[Given exercise]: Gather all lines with the word "styles" in them.

[Items listed in a dataset]:
— START —

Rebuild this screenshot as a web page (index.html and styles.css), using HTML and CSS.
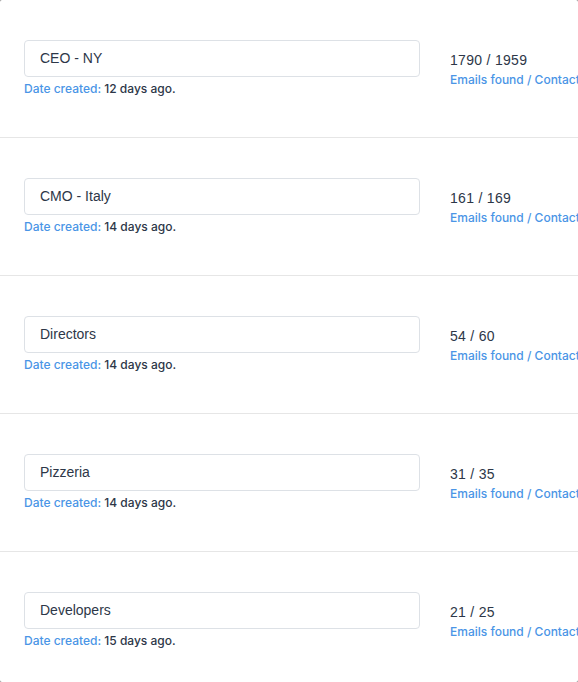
FILE: index.html
```
<!DOCTYPE html>
<html>
<head>
<meta charset="utf-8">
<link rel="stylesheet" href="styles.css">
</head>
<body>
<div class="card">
  <div class="row">
    <div class="left">
      <div class="field">CEO - NY</div>
      <div class="meta"><span class="label">Date created:</span> 12 days ago.</div>
    </div>
    <div class="right">
      <div class="count">1790 / 1959</div>
      <div class="label">Emails found / Contacts</div>
    </div>
  </div>
  <div class="row">
    <div class="left">
      <div class="field">CMO - Italy</div>
      <div class="meta"><span class="label">Date created:</span> 14 days ago.</div>
    </div>
    <div class="right">
      <div class="count">161 / 169</div>
      <div class="label">Emails found / Contacts</div>
    </div>
  </div>
  <div class="row">
    <div class="left">
      <div class="field">Directors</div>
      <div class="meta"><span class="label">Date created:</span> 14 days ago.</div>
    </div>
    <div class="right">
      <div class="count">54 / 60</div>
      <div class="label">Emails found / Contacts</div>
    </div>
  </div>
  <div class="row">
    <div class="left">
      <div class="field">Pizzeria</div>
      <div class="meta"><span class="label">Date created:</span> 14 days ago.</div>
    </div>
    <div class="right">
      <div class="count">31 / 35</div>
      <div class="label">Emails found / Contacts</div>
    </div>
  </div>
  <div class="row last">
    <div class="left">
      <div class="field">Developers</div>
      <div class="meta"><span class="label">Date created:</span> 15 days ago.</div>
    </div>
    <div class="right">
      <div class="count">21 / 25</div>
      <div class="label">Emails found / Contacts</div>
    </div>
  </div>
</div>
</body>
</html>
```
FILE: styles.css
```
html, body {
  margin: 0;
  padding: 0;
  background: #8a8a8a;
}
body {
  font-family: "Liberation Sans", Arial, sans-serif;
  color: #2d3748;
  width: 578px;
  height: 682px;
  overflow: hidden;
}
.card {
  background: #fff;
  width: 578px;
  height: 682px;
  border-radius: 2px;
  overflow: hidden;
}
.row {
  box-sizing: border-box;
  height: 138px;
  border-bottom: 1px solid #e6e6e6;
  display: flex;
  align-items: flex-start;
  padding: 40px 0 0 24px;
  gap: 30px;
}
.row.last {
  border-bottom: none;
}
.left {
  width: 396px;
  flex: none;
}
.field {
  box-sizing: border-box;
  height: 37px;
  border: 1px solid #dde1e6;
  border-radius: 4px;
  padding: 0 15px;
  font-size: 14px;
  line-height: 35px;
  color: #2d3748;
}
.meta {
  margin-top: 5px;
  font-family: Inter, "Liberation Sans", sans-serif;
  font-weight: 500;
  font-size: 12px;
  line-height: 14px;
  color: #2d3748;
}
.label {
  color: #4a95e6;
}
.right {
  flex: none;
  white-space: nowrap;
  padding-top: 12px;
}
.count {
  font-size: 14px;
  line-height: 16px;
  letter-spacing: 0.3px;
  color: #2d3748;
}
.right .label {
  font-family: Inter, "Liberation Sans", sans-serif;
  font-weight: 500;
  font-size: 12px;
  line-height: 14px;
  margin-top: 5px;
}
```
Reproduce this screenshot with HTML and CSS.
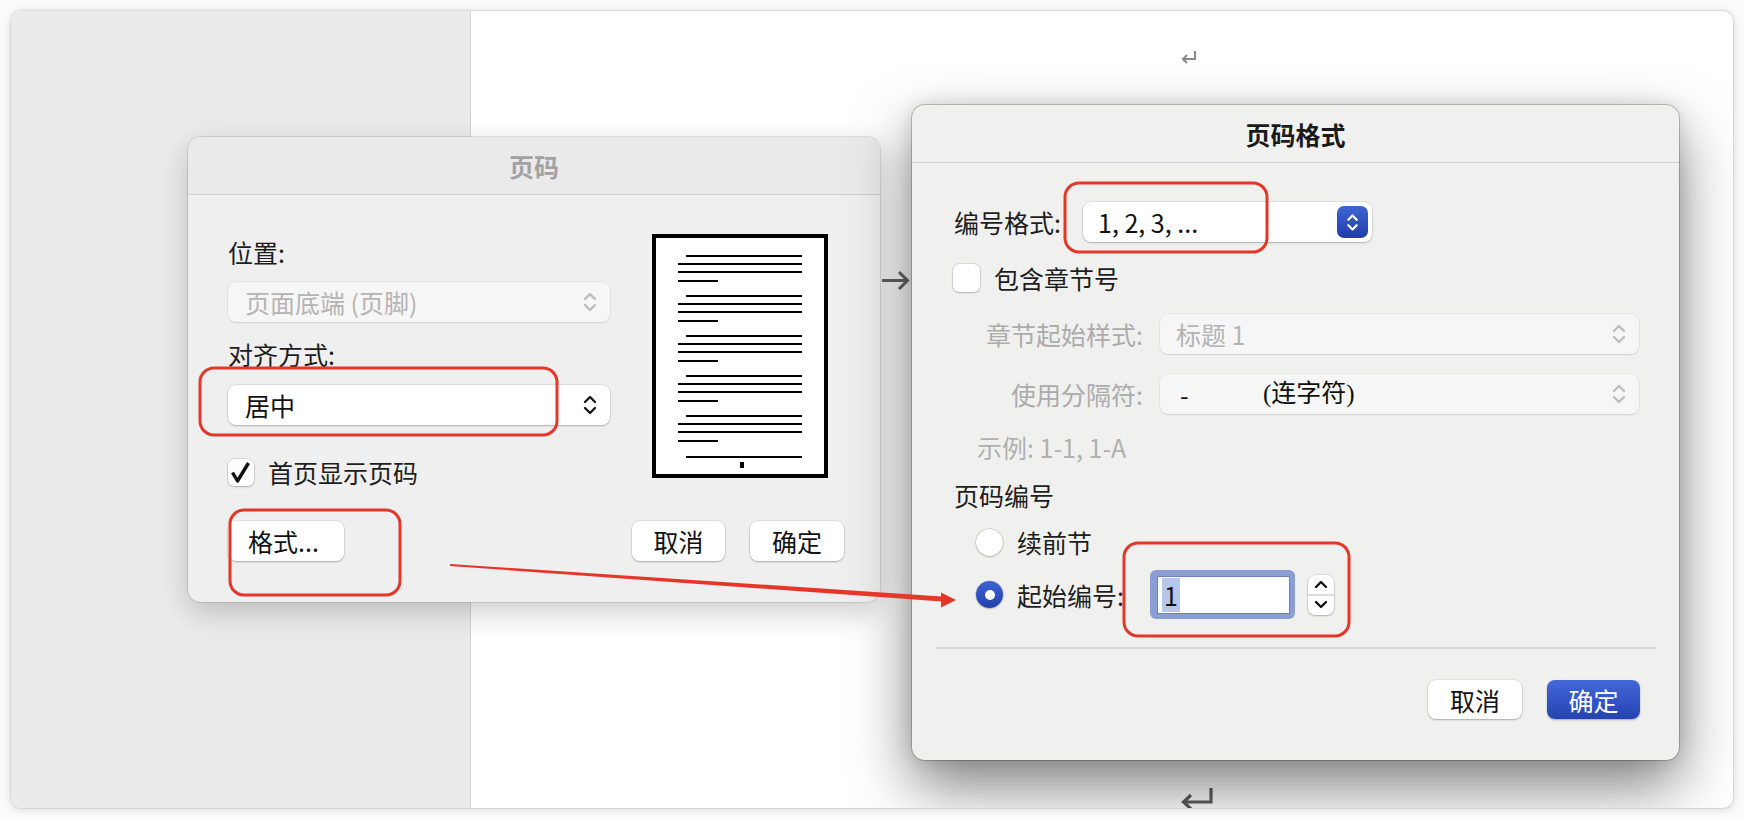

— END —

[Response]:
Rebuild this screenshot as a web page (index.html and styles.css), using HTML and CSS.
<link rel="stylesheet" href="styles.css">
FILE: styles.css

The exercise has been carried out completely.